The reason for our trip that day was to see an art installation in Fort Jay. I don’t think I had ever been to Fort Jay before, just around the outside. You pass over a moat into the star shaped fort itself. You emerge into a sunlit courtyard surrounded by buildings with column-fronted porches. It feels like you have entered a time warp to the 1800’s.
The art installation is in an old underground magazine, that was used to store munitions. As you walk down into the vault the temperature drops and darkness envelopes you. The show, entitled Other of Pearl, is a series of works by Jenny Kendler. The piece you encounter first is a little underwhelming initially. A series of bell jars hold open oyster shells. It is only when you look more closely that you realize the pearls in these oysters are oddly shaped. The pearls have grown around miniature Greek figures and forms. Each one is more exquisite than the last and draws you onward to discover what mystery the next shell holds. The colors in the spotlights are iridescent and jewel-like.
This is a series of distinct art works defined by man’s impact on sea life. Each of the beautifully conceived installations reinforces the theme through parts of whales or oysters that are fashioned into other worldly things. For instance, there is a room full of different-sized glass bells with the vocal bones of a whale. The guard played them for us. Other worldly is right, with the sounds bouncing around a chamber with a round celling.
Other of Pearl made me wonder about how this metaphor works for our changing city and what we need to be looking for in our climate solutions. In the waters running past Governors Island, the Billion Oyster Project is trying to restore the shoals of oysters that used to populate our harbor.
Over the past few decades New York City has started to transform some of its own irritants into pearls.
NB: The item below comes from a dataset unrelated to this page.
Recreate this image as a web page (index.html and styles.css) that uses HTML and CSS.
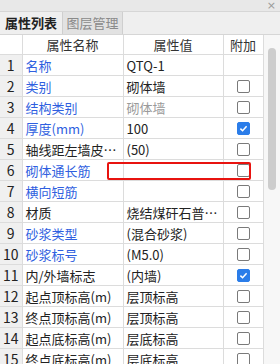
FILE: index.html
```html
<!DOCTYPE html>
<html lang="zh-CN">
<head>
    <meta charset="UTF-8">
    <title>属性列表</title>
    <link rel="stylesheet" href="styles.css">
</head>
<body>
    <div class="panel">
        <div class="titlebar"><span class="close">×</span></div>
        <div class="tabs">
            <div class="tab active">属性列表</div>
            <div class="tab">图层管理</div>
        </div>
        <div class="grid">
            <div class="table-wrap">
                <table class="props">
                    <colgroup>
                        <col class="c-num"><col class="c-name"><col class="c-val"><col class="c-add">
                    </colgroup>
                    <thead>
                        <tr><th></th><th>属性名称</th><th>属性值</th><th>附加</th></tr>
                    </thead>
                    <tbody>
                        <tr><td class="num">1</td><td class="name link">名称</td><td>QTQ-1</td><td></td></tr>
                        <tr><td class="num">2</td><td class="name link">类别</td><td>砌体墙</td><td class="add"><span class="box"></span></td></tr>
                        <tr><td class="num">3</td><td class="name link">结构类别</td><td class="muted">砌体墙</td><td class="add"><span class="box"></span></td></tr>
                        <tr><td class="num">4</td><td class="name link">厚度(mm)</td><td>100</td><td class="add"><span class="box checked"></span></td></tr>
                        <tr><td class="num">5</td><td class="name">轴线距左墙皮距离(mm)</td><td>(50)</td><td class="add"><span class="box"></span></td></tr>
                        <tr><td class="num">6</td><td class="name link">砌体通长筋</td><td></td><td class="add"><span class="box"></span></td></tr>
                        <tr><td class="num">7</td><td class="name link">横向短筋</td><td></td><td class="add"><span class="box"></span></td></tr>
                        <tr><td class="num">8</td><td class="name">材质</td><td>烧结煤矸石普通砖</td><td class="add"><span class="box"></span></td></tr>
                        <tr><td class="num">9</td><td class="name link">砂浆类型</td><td>(混合砂浆)</td><td class="add"><span class="box"></span></td></tr>
                        <tr><td class="num">10</td><td class="name link">砂浆标号</td><td>(M5.0)</td><td class="add"><span class="box"></span></td></tr>
                        <tr><td class="num">11</td><td class="name">内/外墙标志</td><td>(内墙)</td><td class="add"><span class="box checked"></span></td></tr>
                        <tr><td class="num">12</td><td class="name">起点顶标高(m)</td><td>层顶标高</td><td class="add"><span class="box"></span></td></tr>
                        <tr><td class="num">13</td><td class="name">终点顶标高(m)</td><td>层顶标高</td><td class="add"><span class="box"></span></td></tr>
                        <tr><td class="num">14</td><td class="name">起点底标高(m)</td><td>层底标高</td><td class="add"><span class="box"></span></td></tr>
                        <tr><td class="num">15</td><td class="name">终点底标高(m)</td><td>层底标高</td><td class="add"><span class="box"></span></td></tr>
                    </tbody>
                </table>
                <div class="highlight"></div>
            </div>
            <div class="scrollbar"><div class="thumb"></div></div>
        </div>
    </div>
</body>
</html>
```
FILE: styles.css
```css
body {
    margin: 0;
    width: 280px;
    height: 364px;
    overflow: hidden;
    background: #ffffff;
    font-family: "Noto Sans CJK SC", "Noto Sans", sans-serif;
    font-size: 13px;
    color: #222;
}

.panel {
    display: flex;
    flex-direction: column;
    height: 364px;
}

.titlebar {
    height: 11px;
    background: #e8e8e8;
    border-bottom: 1px solid #d6d6d6;
    display: flex;
    justify-content: flex-end;
    align-items: center;
}

.close {
    font-family: "DejaVu Sans", sans-serif;
    font-size: 11px;
    line-height: 11px;
    height: 11px;
    color: #9a9a9a;
    margin-right: 4px;
}

.tabs {
    height: 22px;
    background: #efefef;
    border-bottom: 1px solid #d6d6d6;
    display: flex;
}

.tab {
    width: 59px;
    line-height: 22px;
    text-align: center;
    font-size: 13px;
    color: #8a8a8a;
    background: #e2e2e2;
    border-right: 1px solid #cfcfcf;
    border-left: 1px solid #cfcfcf;
}

.tab.active {
    width: 62px;
    color: #222;
    font-weight: bold;
    background: #efefef;
    border: none;
}

.grid {
    display: flex;
    flex: 1;
    overflow: hidden;
}

.table-wrap {
    position: relative;
    width: 263px;
}

.props {
    border-collapse: collapse;
    table-layout: fixed;
    width: 263px;
}

.c-num { width: 22px; }
.c-name { width: 101px; }
.c-val { width: 100px; }
.c-add { width: 40px; }

.props th {
    height: 19px;
    font-weight: normal;
    color: #333;
    text-align: center;
    border: 1px solid #dcdcdc;
    border-top: none;
    padding: 0;
}

.props td {
    height: 20px;
    padding: 0 0 0 3px;
    border: 1px solid #dcdcdc;
    white-space: nowrap;
    overflow: hidden;
    text-overflow: ellipsis;
}

.props th:first-child,
.props td:first-child {
    border-left: none;
}

.props td.num {
    background: #f0f0f0;
    text-align: center;
    padding: 0;
    font-size: 14px;
}

.props td.name.link {
    color: #2f5fe0;
}

.props td.muted {
    color: #9a9a9a;
}

.props td.add {
    text-align: center;
    padding: 0;
}

.box {
    display: inline-block;
    width: 11px;
    height: 11px;
    border: 1px solid #7a7a7a;
    border-radius: 2px;
    background: #fff;
    vertical-align: middle;
    margin-top: -2px;
}

.box.checked {
    border-color: #2b7de9;
    background: #2b7de9 url("data:image/svg+xml,%3Csvg xmlns='http://www.w3.org/2000/svg' viewBox='0 0 12 12'%3E%3Cpath d='M2.6 6.2 L5 8.4 L9.4 3.6' fill='none' stroke='white' stroke-width='1.7'/%3E%3C/svg%3E") center/11px no-repeat;
}

.highlight {
    position: absolute;
    left: 107px;
    top: 127px;
    width: 140px;
    height: 14px;
    border: 2px solid #e8130f;
    border-radius: 2px;
}

.scrollbar {
    width: 17px;
    background: #f7f7f7;
    padding-top: 13px;
    display: flex;
    justify-content: center;
}

.thumb {
    width: 8px;
    height: 142px;
    border-radius: 4px;
    background: #cdcdcd;
}
```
Think of the remnants of our industrial past that no longer provide jobs and commerce, that have become amazing new public spaces like The High Line or Sponge Park along the Gowanus Canal or Brooklyn Bridge Park along the waterfront. (If you want to read about a new potential pearl in formation right now, go read the wonderful profile of Rosa Chang and her vision for a new park along Manhattan’s East River shoreline.)
All of these new pearls started out as irritants. But in all cases, they are only pearls today because dedicated, determined, and, yes, gritty New Yorkers envisioned something new and wonderful. The pearl uses natural systems to protect itself. That idea gives me hope that we can find ways to protect our city from the rising seas, rainfall, and heat brought on by climate change.
I hope that you are experiencing summer places that give you peace in these tumultuous times and food for thought. I found a little of mine on Governors Island.